The most popular side dishes on our dinner table as well as on the snack table feature smoked salmon in some fashion.

But not just any smoked salmon!

Lots of folks like heavily brined and smoked salmon for snacking all by itself. That’s fine for solo performances, but when you start combining smoked salmon with other ingredients, the smoke and salt can easily dominate all other flavors.

While you can use dry salt and/or sugar to cure your salmon before smoking, I find that a little hard to regulate. I prefer using a brine.

My favorite combo is a pound of dark brown sugar and a cup of salt in a gallon of water. An overnight soak up to about 12 hours leaves a distinct flavor without dominating the fish flavor or requiring lots of smoke. 

Cook and taste a small piece of fish to try it yourself, and if you feel it’s not enough simply leave it in the brine longer. Or for future batches you might want to increase the amount of salt or sugar for shorter soak times.

The real trick comes in the smoker. I don’t rinse off the brine, rather I simply wipe off the excess and allow the surface of the fillets to dry on the smoker racks. Then I slide the racks into the smoker.

I’m real critical about how long to smoke fish. I want a mild smoke flavor and a nice golden color that accent the flavor of the salmon without masking it.

In an automatic smoker like the Bradley, I smoke for no more than two hours before continuing the cook. In truth I like one hour for silvers and reds or two hours for kings.
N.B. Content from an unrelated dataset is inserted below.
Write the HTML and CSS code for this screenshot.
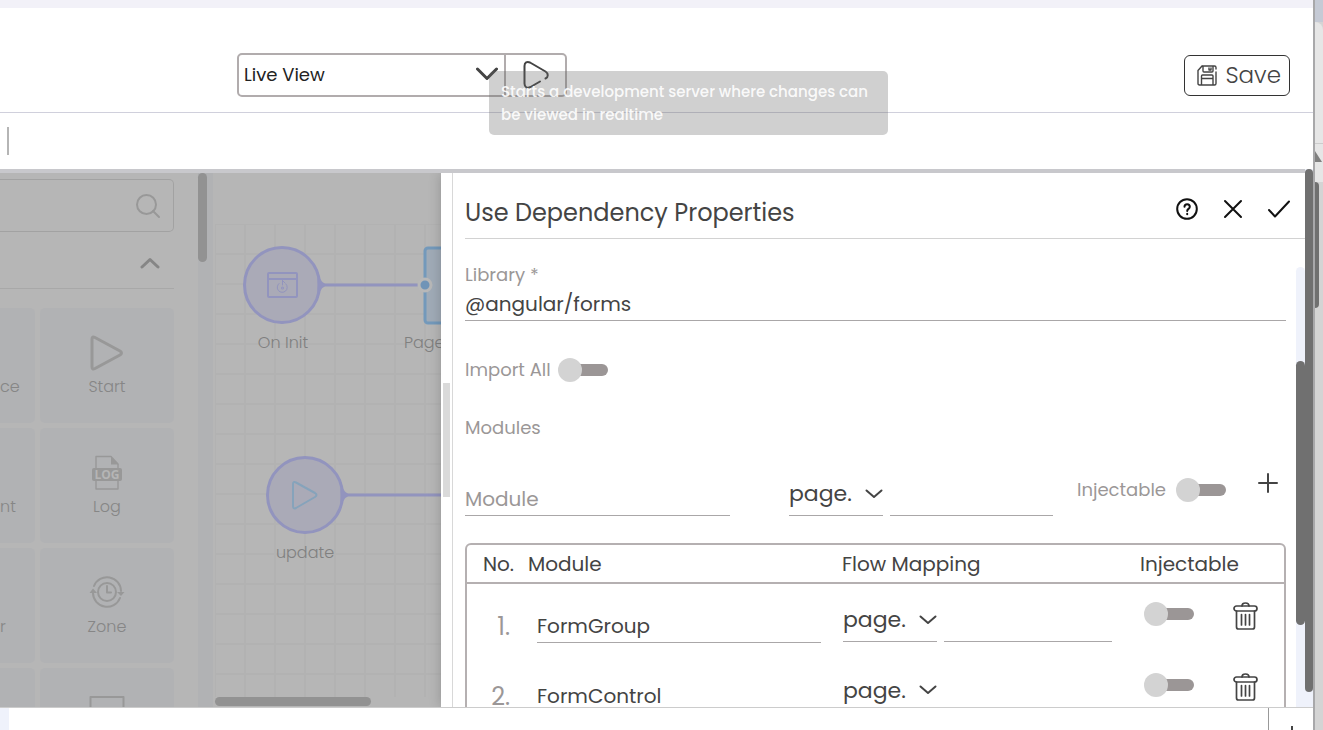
FILE: index.html
```html
<!DOCTYPE html>
<html lang="en">
  <head>
    <meta charset="UTF-8" />
    <meta name="viewport" content="width=device-width, initial-scale=1.0" />
    <title>Flow Editor</title>
    <link rel="stylesheet" href="styles.css">
  </head>
  <body>
    <div class="app">
      <div class="top-strip"></div>

      <header class="header">
        <div class="run-group">
          <div class="select-wrap live-view">
            <select aria-label="Run mode">
              <option>Live View</option>
            </select>
            <svg width="22" height="14" viewBox="0 0 22 14"><path d="M1.500 2L11 11.500L20.500 2" /></svg>
          </div>
          <button class="play" type="button" aria-label="Run">
            <svg width="28" height="32" viewBox="0 0 28 32"><path d="M18 22.500L8.500 28C5 29.800 2.500 28 2.500 24.500V7C2.500 3.500 5 2 8 3.500L23.500 12.500C26.500 14.500 26.500 18 23.500 19.500" /></svg>
          </button>
          <div class="tooltip" role="tooltip">Starts a development server where changes can be viewed in realtime</div>
        </div>
        <button class="save" type="button">
          <svg width="20" height="21" viewBox="0 0 20 21">
            <path d="M5 1H17.500Q19 1 19 2.500V4M19 7V18.500Q19 20 17.500 20H2.500Q1 20 1 18.500V5.500L5 1M6 1V6Q6 7 7 7H15Q16 7 16 6V1M12 3V5H14V3M4.500 20V11Q4.500 10 5.500 10H15Q16 10 16 11V20M4.500 13.500H16" />
          </svg>
          Save
        </button>
      </header>

      <div class="tab-bar"><span class="caret"></span></div>

      <main class="workspace">
        <div class="stage">
          <aside class="sidebar">
            <div class="palette">
              <div class="search">
                <input type="text" aria-label="Search nodes" />
                <svg width="26" height="26" viewBox="0 0 26 26"><circle cx="11.500" cy="11.500" r="9.500" /><path d="M18 18L24 24" /></svg>
              </div>
              <button class="group-toggle" type="button" aria-label="Collapse group">
                <svg width="20" height="12" viewBox="0 0 20 12"><path d="M2 10L10 2.500L18 10" /></svg>
              </button>
              <div class="tiles">
                <div class="tile cut"><span>ce</span></div>
                <div class="tile">
                  <svg width="36" height="36" viewBox="0 0 36 36"><path class="thick" d="M3 4Q3 1 6 2.500L31 16Q34 18 31 20L6 33.500Q3 35 3 32Z" /></svg>
                  <span>Start</span>
                </div>
                <div class="tile cut"><span>nt</span></div>
                <div class="tile">
                  <svg width="36" height="36" viewBox="0 0 36 36">
                    <path d="M7 13V1.500H22L29 9V13M7 26V34H29V26" />
                    <path class="solid" d="M22 1.500L29.500 9.500H22Z" />
                    <rect class="solid" x="3" y="13" width="30" height="13" rx="2" />
                    <text x="18" y="23.500">LOG</text>
                  </svg>
                  <span>Log</span>
                </div>
                <div class="tile cut"><span>r</span></div>
                <div class="tile">
                  <svg width="36" height="36" viewBox="0 0 36 36">
                    <circle class="mid" cx="18" cy="17" r="9" />
                    <path class="mid" d="M18 11V17.500H22M5 11A14 14 0 0 1 32 16M31 23A14 14 0 0 1 4 18" />
                    <path class="solid" d="M28 17H35.500L32 21ZM0.500 18H8L4 13.500Z" />
                  </svg>
                  <span>Zone</span>
                </div>
                <div class="tile cut"></div>
                <div class="tile">
                  <svg width="36" height="36" viewBox="0 0 36 36"><rect class="mid" x="1.500" y="2" width="33" height="24" /></svg>
                </div>
              </div>
            </div>
            <div class="scroll-track"><div class="scroll-thumb"></div></div>
          </aside>

          <section class="canvas">
            <div class="grid"></div>
            <svg class="flow" width="228" height="524" viewBox="0 0 228 524">
              <!-- page node -->
              <rect class="page-node" x="212" y="75" width="80" height="75" rx="3" />
              <!-- links -->
              <path class="link" d="M106 112H204M128 322H228" />
              <circle class="port" cx="212" cy="112" r="6" />
              <!-- on init -->
              <circle class="event-node" cx="69" cy="112" r="37.500" />
              <path class="arrow" d="M105 100C106 106 108 109 113 112C108 115 106 118 105 124Z" />
              <g class="init-icon">
                <rect x="55" y="100" width="29" height="24" rx="1" />
                <path d="M55 106H84" />
                <path class="thin" d="M66 110.500A5 5 0 1 0 73 111M69.500 107.500V112M69.500 107.500L72 110" />
                <circle cx="69.500" cy="115" r="0.500" />
              </g>
              <text x="70" y="175">On Init</text>
              <text class="page-name" x="191" y="175">Page</text>
              <!-- update -->
              <circle class="event-node" cx="92" cy="322" r="37.500" />
              <path class="arrow" d="M128 310C129 316 131 319 136 322C131 325 129 328 128 334Z" />
              <path class="start-icon" d="M80 311Q80 308 83 309.500L102 320Q105 322 102 324L83 335Q80 336.500 80 333Z" />
              <text x="92" y="385">update</text>
            </svg>
            <div class="h-thumb"></div>
          </section>

          <section class="panel">
            <div class="resizer"><span></span></div>
            <div class="panel-main">
              <div class="panel-head">
                <h2>Use Dependency Properties</h2>
                <button type="button" aria-label="Help">
                  <svg width="22" height="22" viewBox="0 0 22 22"><circle cx="11" cy="11" r="9.800" /><path d="M8.500 8.800C8.500 5.300 13.800 5.300 13.800 8.800C13.800 11 11.200 10.800 11.200 13M11.200 15.800V16.200" /></svg>
                </button>
                <button type="button" aria-label="Close">
                  <svg width="22" height="22" viewBox="0 0 22 22"><path d="M3 3L19 19M19 3L3 19" /></svg>
                </button>
                <button type="button" aria-label="Apply">
                  <svg width="22" height="22" viewBox="0 0 22 22"><path d="M1 12L7 18.500L21 3.500" /></svg>
                </button>
              </div>

              <div class="panel-body">
                <form class="form">
                  <label class="caption" for="library">Library *</label>
                  <input class="line-input library" id="library" type="text" value="@angular/forms" />

                  <div class="toggle-row">
                    <label class="caption" for="import-all">Import All</label>
                    <input class="toggle" id="import-all" type="checkbox" />
                  </div>

                  <p class="caption modules">Modules</p>

                  <div class="add-row">
                    <input class="line-input" type="text" placeholder="Module" aria-label="Module" />
                    <div class="mapping">
                      <div class="select-wrap">
                        <select aria-label="Flow scope"><option>page.</option></select>
                        <svg width="18" height="10" viewBox="0 0 18 10"><path d="M1.500 1.500L9 8L16.500 1.500" /></svg>
                      </div>
                      <input class="line-input" type="text" aria-label="Flow property" />
                    </div>
                    <div class="toggle-row">
                      <label class="caption" for="injectable">Injectable</label>
                      <input class="toggle" id="injectable" type="checkbox" />
                    </div>
                    <button class="add" type="button" aria-label="Add module">
                      <svg width="20" height="20" viewBox="0 0 20 20"><path d="M10 1V19M1 10H19" /></svg>
                    </button>
                  </div>

                  <div class="table-box">
                    <table>
                      <colgroup>
                        <col class="col-no" />
                        <col />
                        <col class="col-flow" />
                        <col class="col-inject" />
                        <col class="col-delete" />
                      </colgroup>
                      <thead>
                        <tr>
                          <th class="no">No.</th>
                          <th>Module</th>
                          <th>Flow Mapping</th>
                          <th colspan="2">Injectable</th>
                        </tr>
                      </thead>
                      <tbody>
                        <tr>
                          <td class="index">1.</td>
                          <td class="name"><input class="line-input" type="text" value="FormGroup" aria-label="Module 1" /></td>
                          <td class="flow-map">
                            <div class="mapping">
                              <div class="select-wrap">
                                <select aria-label="Flow scope 1"><option>page.</option></select>
                                <svg width="18" height="10" viewBox="0 0 18 10"><path d="M1.500 1.500L9 8L16.500 1.500" /></svg>
                              </div>
                              <input class="line-input" type="text" aria-label="Flow property 1" />
                            </div>
                          </td>
                          <td class="inject"><input class="toggle" type="checkbox" aria-label="Injectable 1" /></td>
                          <td>
                            <button class="delete" type="button" aria-label="Delete FormGroup">
                              <svg width="26" height="28" viewBox="0 0 26 28"><rect x="1" y="4" width="23" height="5" rx="2.500" /><path d="M9 4Q9 1 12.500 1Q16 1 16 4M3.500 9V25Q3.500 27 5.500 27H19.500Q21.500 27 21.500 25V9M8.500 12.500V23M12.500 12.500V23M16.500 12.500V23" /></svg>
                            </button>
                          </td>
                        </tr>
                        <tr>
                          <td class="index">2.</td>
                          <td class="name"><input class="line-input" type="text" value="FormControl" aria-label="Module 2" /></td>
                          <td class="flow-map">
                            <div class="mapping">
                              <div class="select-wrap">
                                <select aria-label="Flow scope 2"><option>page.</option></select>
                                <svg width="18" height="10" viewBox="0 0 18 10"><path d="M1.500 1.500L9 8L16.500 1.500" /></svg>
                              </div>
                              <input class="line-input" type="text" aria-label="Flow property 2" />
                            </div>
                          </td>
                          <td class="inject"><input class="toggle" type="checkbox" aria-label="Injectable 2" /></td>
                          <td>
                            <button class="delete" type="button" aria-label="Delete FormControl">
                              <svg width="26" height="28" viewBox="0 0 26 28"><rect x="1" y="4" width="23" height="5" rx="2.500" /><path d="M9 4Q9 1 12.500 1Q16 1 16 4M3.500 9V25Q3.500 27 5.500 27H19.500Q21.500 27 21.500 25V9M8.500 12.500V23M12.500 12.500V23M16.500 12.500V23" /></svg>
                            </button>
                          </td>
                        </tr>
                      </tbody>
                    </table>
                  </div>
                </form>
                <div class="panel-scroll"><div class="panel-thumb"></div></div>
              </div>
            </div>
          </section>
        </div>
        <div class="page-scroll"><div class="page-thumb"></div></div>
      </main>

      <footer class="footer">
        <span class="footer-edge"></span>
        <button class="footer-add" type="button" aria-label="Expand">
          <svg width="14" height="14" viewBox="0 0 14 14"><path d="M7 0V14M0 7H14" /></svg>
        </button>
      </footer>
    </div>

    <!-- edge of the browser window behind the editor -->
    <div class="behind">
      <div class="behind-top"></div>
      <div class="behind-tab">
        <svg width="8" height="12" viewBox="0 0 8 12"><path d="M0 0L7 11H0Z" /></svg>
      </div>
      <div class="behind-thumb"></div>
    </div>
  </body>
</html>
```
FILE: styles.css
```css
* {
  padding: 0;
  margin: 0;
  box-sizing: border-box;
}
body {
  display: flex;
  height: 100vh;
  overflow: hidden;
  background-color: #ffffff;
  color: #444444;
  font-family: Poppins, Inter, sans-serif;
}
button,
input,
select {
  font: inherit;
  color: inherit;
  background: none;
  border: none;
  border-radius: 0;
  outline: none;
  appearance: none;
}
button {
  cursor: pointer;
}
svg {
  display: block;
  flex-shrink: 0;
  fill: none;
  stroke: #444444;
  stroke-width: 2;
  stroke-linecap: round;
  stroke-linejoin: round;
}
.app {
  flex: 1;
  min-width: 0;
  display: flex;
  flex-direction: column;
}
.top-strip {
  height: 8px;
  background-color: #f2f1f8;
}

/* header */
.header {
  display: flex;
  justify-content: space-between;
  align-items: center;
  padding: 45px 23px 15px 237px;
  border-bottom: 1px solid #d0d0dc;
}
.run-group {
  position: relative;
  display: flex;
  width: 330px;
  height: 44px;
  border: 2px solid #b1acad;
  border-radius: 5px;
}
.select-wrap {
  display: grid;
  align-items: center;
}
.select-wrap select,
.select-wrap svg {
  grid-area: 1 / 1;
}
.select-wrap select {
  width: 100%;
  height: 100%;
}
.select-wrap svg {
  justify-self: end;
  pointer-events: none;
}
.live-view {
  flex: 1;
  padding: 0 6px 2px 5px;
  font-size: 18px;
  color: #222222;
}
.live-view svg {
  stroke-width: 3;
}
.play {
  width: 61px;
  padding-left: 16px;
  border-left: 2px solid #b1acad;
}
.tooltip {
  position: absolute;
  top: 16px;
  left: 250px;
  width: 399px;
  padding: 9px 12px;
  border-radius: 5px;
  background-color: rgba(100, 100, 100, 0.3);
  color: rgba(255, 255, 255, 0.9);
  font-size: 15px;
  font-weight: 500;
  line-height: 23px;
}
.save {
  display: flex;
  align-items: center;
  gap: 8px;
  height: 41px;
  padding: 0 8px 0 12px;
  border: 1px solid #333333;
  border-radius: 6px;
  font-size: 23px;
  font-weight: 300;
}
.save svg {
  stroke-width: 1.4;
}
.tab-bar {
  height: 56px;
  padding: 14px 7px;
}
.caret {
  display: block;
  width: 2px;
  height: 28px;
  background-color: #b5b5b5;
}

/* workspace */
.workspace {
  flex: 1;
  min-height: 0;
  display: flex;
}
.stage {
  flex: 1;
  min-width: 0;
  display: flex;
  overflow: hidden;
  border-top: 4px solid #c8c8cc;
}
.sidebar {
  width: 213px;
  flex-shrink: 0;
  display: flex;
  background-color: #b6b6b6;
  color: #868686;
}
.palette {
  flex: 1;
  min-width: 0;
  padding-right: 24px;
}
.palette svg {
  stroke: #989898;
}
.search {
  display: flex;
  align-items: center;
  height: 53px;
  margin-top: 6px;
  padding-right: 12px;
  border: 1px solid #a2a2a2;
  border-left: none;
  border-radius: 0 5px 5px 0;
}
.search input {
  flex: 1;
  min-width: 0;
}
.group-toggle {
  display: flex;
  justify-content: flex-end;
  width: 100%;
  height: 57px;
  padding: 25px 14px 0 0;
  border-bottom: 1px solid #a8a8a8;
}
.group-toggle svg {
  stroke: #868686;
  stroke-width: 3;
}
.tiles {
  display: grid;
  grid-template-columns: 35px 1fr;
  grid-auto-rows: 115px;
  gap: 5px;
  margin-top: 19px;
}
.tile {
  display: flex;
  flex-direction: column;
  align-items: center;
  gap: 4px;
  padding-top: 27px;
  border-radius: 5px;
  background-color: #b1b2b4;
  font-size: 16px;
  font-weight: 300;
  line-height: 24px;
}
.tile.cut {
  align-items: flex-start;
  padding-top: 67px;
  border-radius: 0 5px 5px 0;
}
.tile .thick {
  stroke-width: 3;
}
.tile .mid {
  stroke-width: 2;
}
.tile .solid {
  fill: #989898;
  stroke: none;
}
.tile text {
  fill: #b5b5b5;
  stroke: none;
  font-family: "Open Sans", sans-serif;
  font-size: 12px;
  font-weight: 700;
  text-anchor: middle;
}
.tile svg path:not([class]) {
  stroke-width: 1.4;
}
.scroll-track {
  width: 15px;
  background-color: #b1b2b4;
}
.scroll-thumb {
  width: 9px;
  height: 89px;
  border-radius: 5px;
  background-color: #929292;
}

/* flow canvas */
.canvas {
  position: relative;
  width: 228px;
  flex-shrink: 0;
  display: flex;
  flex-direction: column;
  overflow: hidden;
  padding: 51px 0 1px 2px;
  background-color: #b6b6b6;
}
.grid {
  flex: 1;
  border-left: 1px solid #b2b2b2;
  border-top: 1px solid #b2b2b2;
  background-image: linear-gradient(to right, transparent 28px, #b2b2b2 28px),
    linear-gradient(transparent 28px, #b2b2b2 28px);
  background-size: 30px 30px;
}
.flow {
  position: absolute;
  top: 0;
  left: 0;
}
.flow .page-node {
  fill: #a0abb7;
  stroke: #7399bb;
  stroke-width: 3;
}
.flow .link {
  stroke: #9294be;
  stroke-width: 3;
}
.flow .port {
  fill: #7094b7;
  stroke: #b8b8b8;
  stroke-width: 3;
}
.flow .event-node {
  fill: #aaaab7;
  stroke: #9294be;
  stroke-width: 3;
}
.flow .arrow {
  fill: #9294be;
  stroke: #9294be;
  stroke-width: 1;
}
.flow .init-icon {
  stroke: #9294be;
}
.flow .thin {
  stroke-width: 1;
}
.flow .start-icon {
  stroke: #86a3bb;
}
.flow text {
  fill: #808080;
  stroke: none;
  font-size: 16px;
  font-weight: 300;
  text-anchor: middle;
}
.flow .page-name {
  text-anchor: start;
}
.h-thumb {
  width: 156px;
  height: 9px;
  border-radius: 5px;
  background-color: #929292;
}

/* properties panel */
.panel {
  position: relative;
  flex: 1;
  min-width: 0;
  display: flex;
  background-color: #ffffff;
  box-shadow: 0 0 12px rgba(0, 0, 0, 0.2);
}
.resizer {
  width: 12px;
  padding: 210px 2px 0;
  border-right: 1px solid #d8d8d8;
}
.resizer span {
  display: block;
  height: 114px;
  background-color: #dadada;
}
.panel-main {
  flex: 1;
  min-width: 0;
  display: flex;
  flex-direction: column;
  padding-left: 12px;
}
.panel-head {
  display: flex;
  align-items: center;
  gap: 24px;
  height: 66px;
  padding: 14px 15px 0 0;
  border-bottom: 1px solid #d2d2d2;
}
.panel-head h2 {
  flex: 1;
  font-size: 24px;
  font-weight: 400;
}
.panel-head svg {
  margin-bottom: 8px;
  stroke: #111111;
}
.panel-body {
  flex: 1;
  min-height: 0;
  display: flex;
  overflow: hidden;
  gap: 10px;
}
.form {
  flex: 1;
  min-width: 0;
  padding-top: 24px;
}
.caption {
  color: #9b9797;
  font-size: 18px;
  line-height: 24px;
}
.line-input {
  display: block;
  width: 100%;
  min-width: 0;
  height: 34px;
  border-bottom: 1px solid #aaa7a8;
  font-size: 20px;
}
.line-input::placeholder {
  color: #9b9797;
  opacity: 1;
}
.form > .caption {
  display: block;
}
.toggle-row {
  display: flex;
  align-items: center;
  gap: 7px;
}
.form > .toggle-row {
  margin-top: 37px;
}
.toggle {
  display: flex;
  align-items: center;
  width: 50px;
  height: 24px;
  cursor: pointer;
}
.toggle::before {
  content: "";
  z-index: 1;
  width: 24px;
  height: 24px;
  border-radius: 50%;
  background-color: #d3d3d3;
}
.toggle::after {
  content: "";
  flex: 1;
  height: 12px;
  margin-left: -8px;
  border-radius: 6px;
  background-color: #9b9696;
}
.modules {
  margin-top: 34px;
}
.add-row {
  display: grid;
  grid-template-columns: 265px 1fr 149px 28px;
  column-gap: 24px;
  align-items: end;
  margin-top: 10px;
  padding-right: 8px;
}
.add-row .mapping {
  justify-self: end;
  width: 264px;
}
.add-row .toggle-row {
  height: 52px;
  justify-content: space-between;
}
.add-row .add {
  height: 66px;
  padding-left: 8px;
}
.mapping {
  display: flex;
  align-items: flex-end;
  gap: 7px;
}
.mapping .select-wrap {
  width: 94px;
  height: 44px;
  flex-shrink: 0;
  border-bottom: 1px solid #aaa7a8;
  font-size: 22px;
}
.table-box {
  margin-top: 27px;
  border: 2px solid #b5b0b1;
  border-radius: 6px;
}
table {
  width: 100%;
  table-layout: fixed;
  border-collapse: collapse;
}
.col-no {
  width: 61px;
}
.col-flow {
  width: 298px;
}
.col-inject {
  width: 90px;
}
.col-delete {
  width: 54px;
}
th {
  height: 38px;
  border-bottom: 2px solid #b5b0b1;
  font-size: 20px;
  font-weight: 400;
  text-align: left;
}
th.no {
  padding-left: 16px;
}
td {
  height: 71px;
  vertical-align: middle;
}
td.index {
  padding: 14px 18px 0 0;
  color: #9b9797;
  font-size: 24px;
  font-weight: 400;
  text-align: right;
}
td.name {
  padding: 14px 21px 0 9px;
}
td.flow-map {
  padding: 2px 28px 0 1px;
}
td.inject {
  padding-left: 4px;
}
td .toggle {
  margin-bottom: 10px;
}
.delete {
  display: block;
  padding-left: 3px;
  margin-bottom: 6px;
}
.delete svg {
  stroke-width: 1.7;
}

/* scrollbars */
.panel-scroll {
  width: 9px;
  margin-top: 28px;
  padding-top: 94px;
  border-radius: 5px 5px 0 0;
  background-color: #eff2fb;
}
.panel-thumb {
  height: 264px;
  border-radius: 5px;
  background-color: #707070;
}
.page-scroll {
  width: 8px;
  background-color: #eff2fb;
}
.page-thumb {
  height: calc(100% - 15px);
  border-radius: 4px;
  background-color: #707070;
}

/* footer */
.footer {
  display: flex;
  justify-content: space-between;
  height: 23px;
  border-top: 1px solid #cccccc;
}
.footer-edge {
  width: 9px;
  background-color: #eff2fb;
}
.footer-add {
  width: 45px;
  padding: 18px 0 0 16px;
  overflow: hidden;
  border-left: 1px solid #999999;
}

/* window behind */
.behind {
  width: 10px;
  flex-shrink: 0;
  display: flex;
  flex-direction: column;
  border-left: 2px solid #a8a8aa;
  background-color: #d4d4d4;
}
.behind-top {
  height: 22px;
  background-color: #c5cad5;
}
.behind-tab {
  height: 160px;
  padding-top: 129px;
  border-radius: 0 8px 0 0;
  background: linear-gradient(transparent 121px, #cccccc 121px, #cccccc 122px, transparent 122px) #e6e6e6;
}
.behind-tab svg {
  fill: #808080;
  stroke: none;
}
.behind-thumb {
  width: 4px;
  height: 126px;
  border-radius: 0 4px 4px 0;
  background-color: #707070;
}
```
In a Little Chief or Big Chief, I use only a single pan of chips. To help prolong the smoke from that I soak the chips first. Then I allow the salmon to continue cooking or “kippering” until done.

Any of these smoking methods won’t give you an immediate strong smoke flavor. But move the salmon into the refrigerator overnight, and the smoke flavor “blossoms” through the fish and intensifies.

I’ve run out of space before telling you all the possible ways to use smoked salmon in side dishes, but think in terms of spreads, dips, salads, cold crepes and even salsas.  

Just be sure to save room for turkey!  Um … venison! Um … salmon!